Example 2: Inverted Head and Shoulders (Bullish Reversal)

It is important to note that the pattern also exists in reverse (Inverted Head and Shoulders), which signals a bullish reversal after a downtrend. While this article focuses on the bearish signal, the structure is mirrored:

  • Three troughs instead of peaks.
  • The middle trough (Head) is the lowest point.
  • The confirmation occurs when the price breaks *above* the neckline, targeting an upward move.

When trading futures, recognizing whether you are looking at a standard Head and Shoulders or an Inverted one is the difference between opening a short trade and opening a long trade.

Risk Management: The Golden Rule for Beginners

The Head and Shoulders pattern is powerful, but no technical setup is 100% foolproof. In the crypto space, where volatility is extreme, risk management is non-negotiable.

Stop-Loss Placement: If you enter a short trade upon the neckline break, your stop-loss order should always be placed just above the neckline, or ideally, above the low point of the Right Shoulder. If the price moves back above the neckline, the pattern is invalidated, and you must exit the position immediately to limit losses.

Position Sizing: Especially when using leverage in futures, never risk more than 1% to 2% of your total trading capital on any single trade based on this pattern. A failed Head and Shoulders setup can lead to a sharp, fast move back up, which can quickly liquidate an over-leveraged position.

Conclusion

The Head and Shoulders pattern is the cornerstone of bearish reversal analysis. By learning to identify its three distinct peaks, connecting the crucial neckline, and confirming the breakdown with momentum indicators like RSI and MACD, beginners can significantly enhance their ability to anticipate major market shifts.

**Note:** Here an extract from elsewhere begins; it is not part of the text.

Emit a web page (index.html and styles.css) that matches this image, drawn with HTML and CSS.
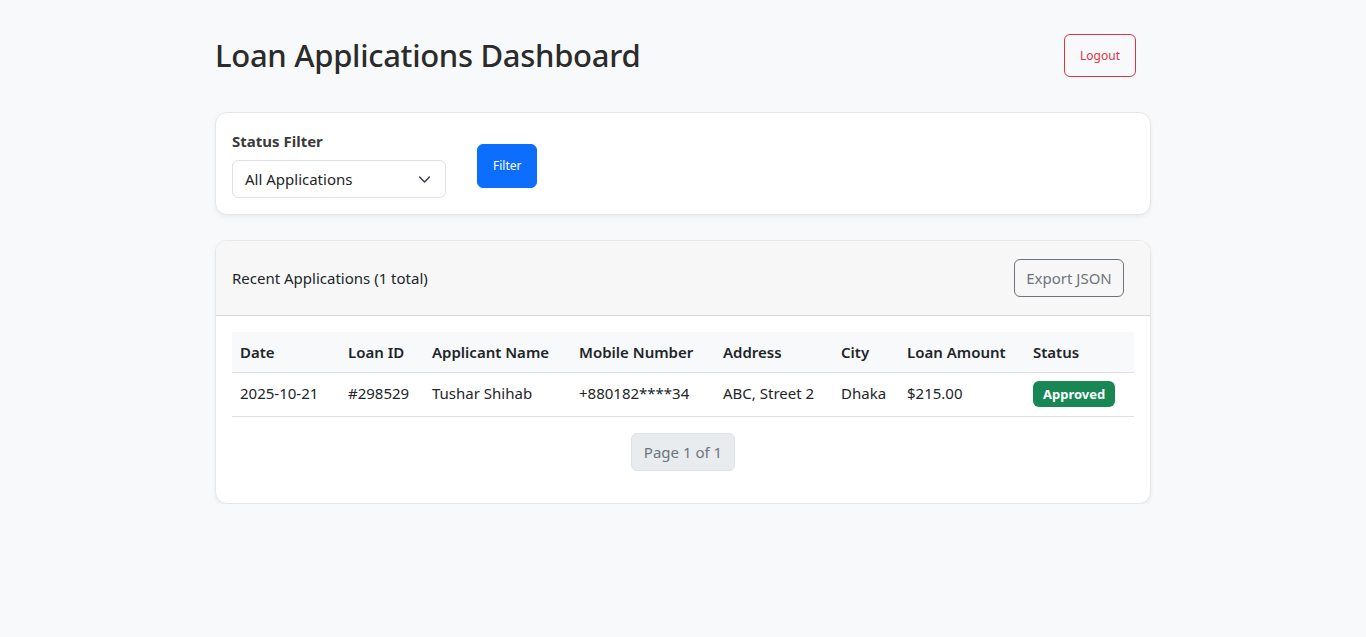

Remember, technical analysis is a probability game. Always confirm your findings across multiple indicators and timeframes, maintain strict risk discipline, and view this pattern not in isolation, but as part of the broader market context. Mastering this signal will equip you to navigate the downturns in the crypto market effectively, turning potential losses into profitable short-selling opportunities.